Gates is also blames the victim of terrorism: “I believe Israel’s strategic situation is worsening, its own actions contributing to its isolation.”
But the biggest whopper is his claim in an argument with Netanyahu: “Exasperated, I shot back that no U.S. administration had done more, in concrete ways, for Israel’s strategic defense than Obama’s…” This of the American president who negotiated to appease Iran behind the backs of Israel and other American allies in the Middle East.
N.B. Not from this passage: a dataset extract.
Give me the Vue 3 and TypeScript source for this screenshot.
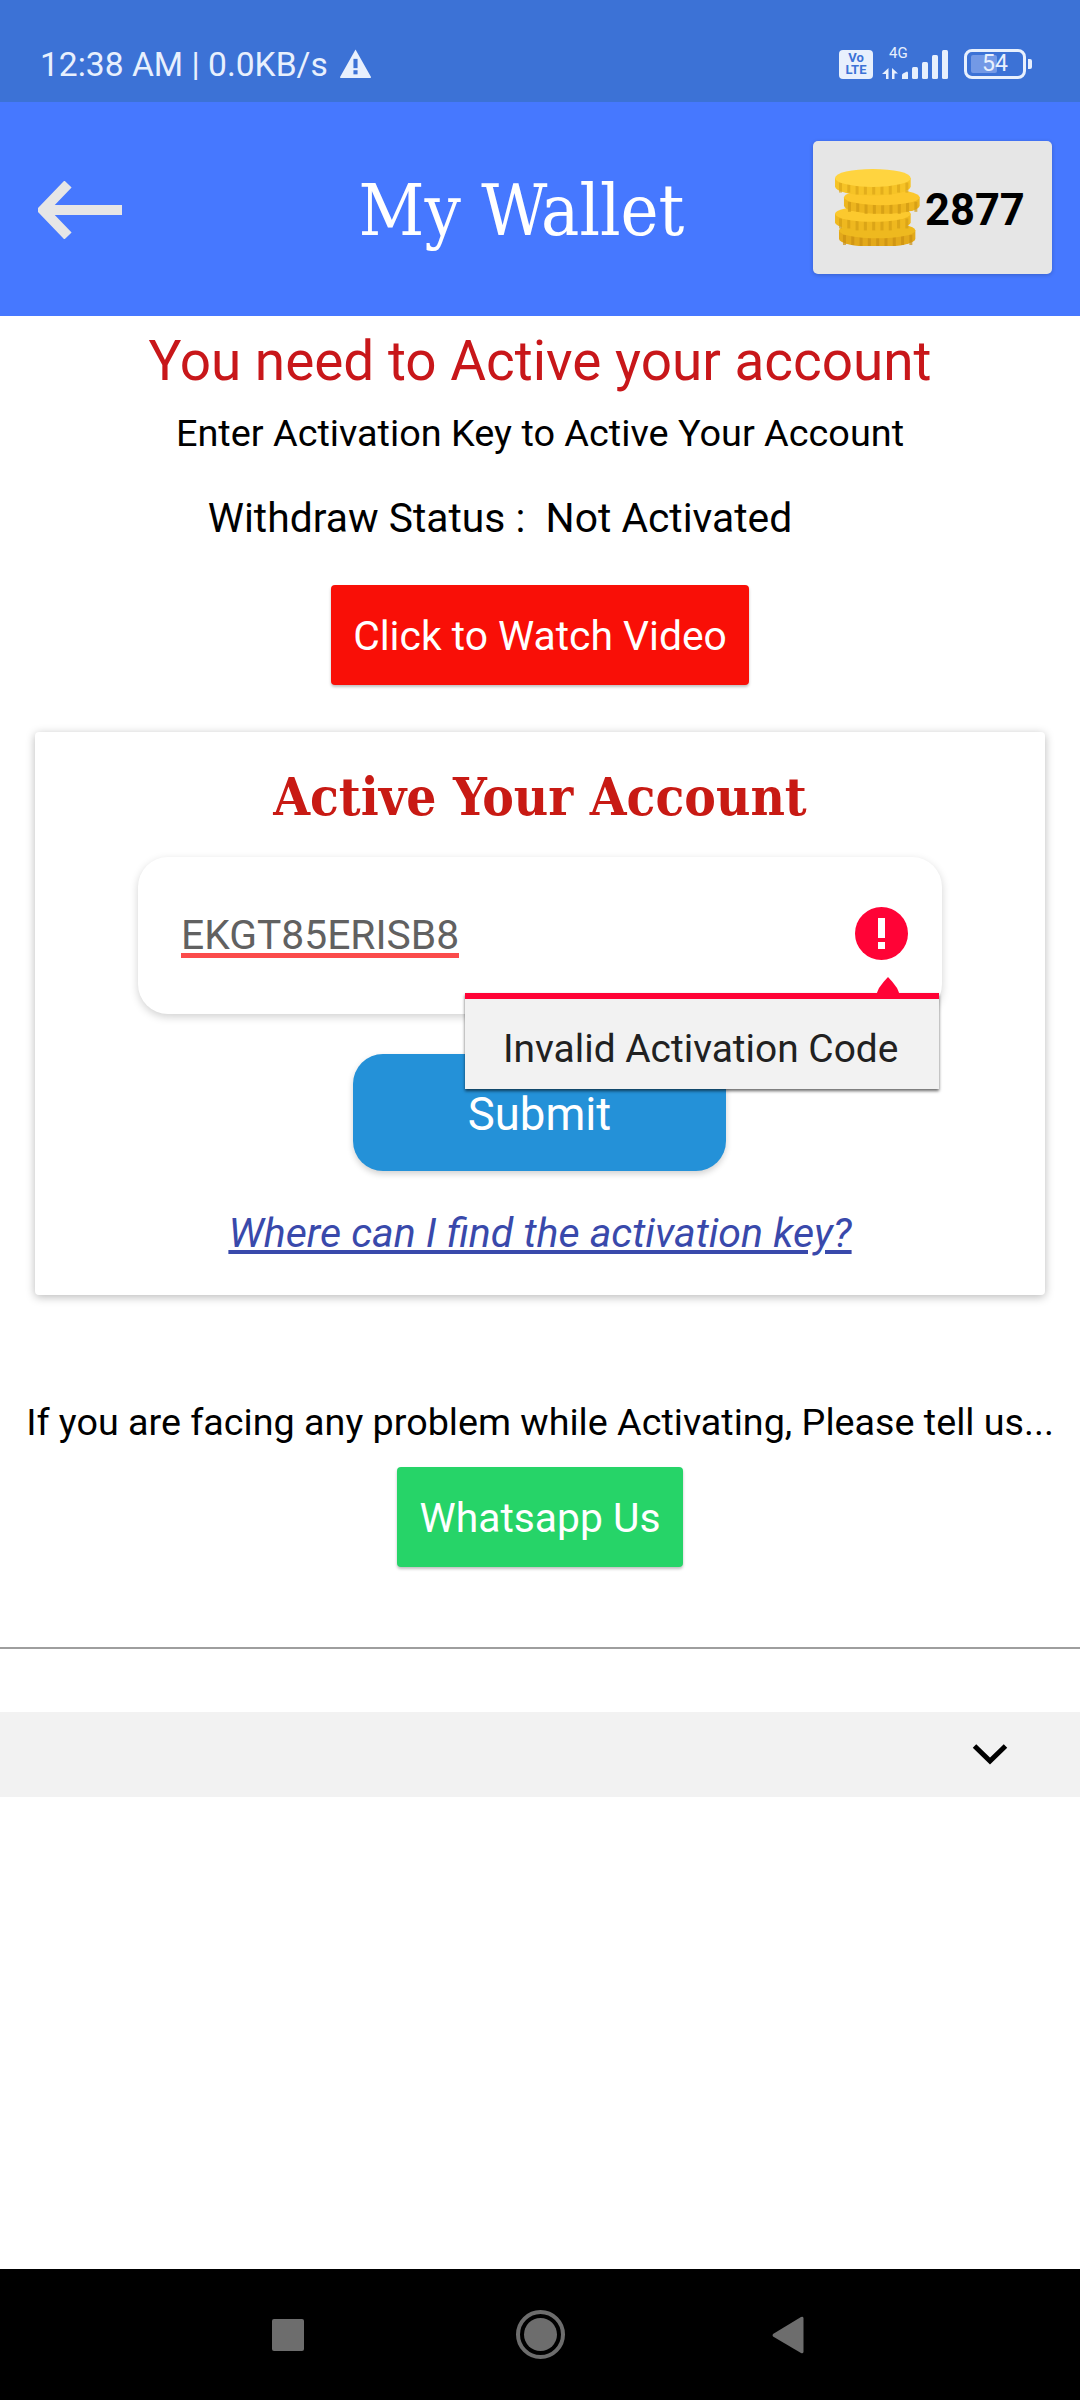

Despite its consistently bad analysis, “Duty” is still worth reading for those trying to understand how Washington has botched events in the Middle East so badly. It is also a useful reminder of just how churlish and immature Obama and his senior aides have been, especially in instances Gates relates about the early days after the Bush team left town.
Obama’s suspicions of the military, which was trying to ensure it had adequate resources in Afghanistan to conduct the counterinsurgency strategy Obama himself ordered, reveal a president whose self-righteousness and self-appreciation are legion. On Libya, Gates exposes an aloof president who made decisions based on emotion.
Ultimately, “Duty” is the latest in a literary genre that is historically useful but tends to be self-promoting and self-congratulatory. Of course, it should surprise no one that cabinet officials use their books to take credit for successes and distance themselves from failures.
Winston Churchill captured this dynamic in his quote: “History will be kind to me for I intend to write it.” In “Duty,” Gates gives his and the establishment’s version of history. Unfortunately for them, he won’t be the only one writing it.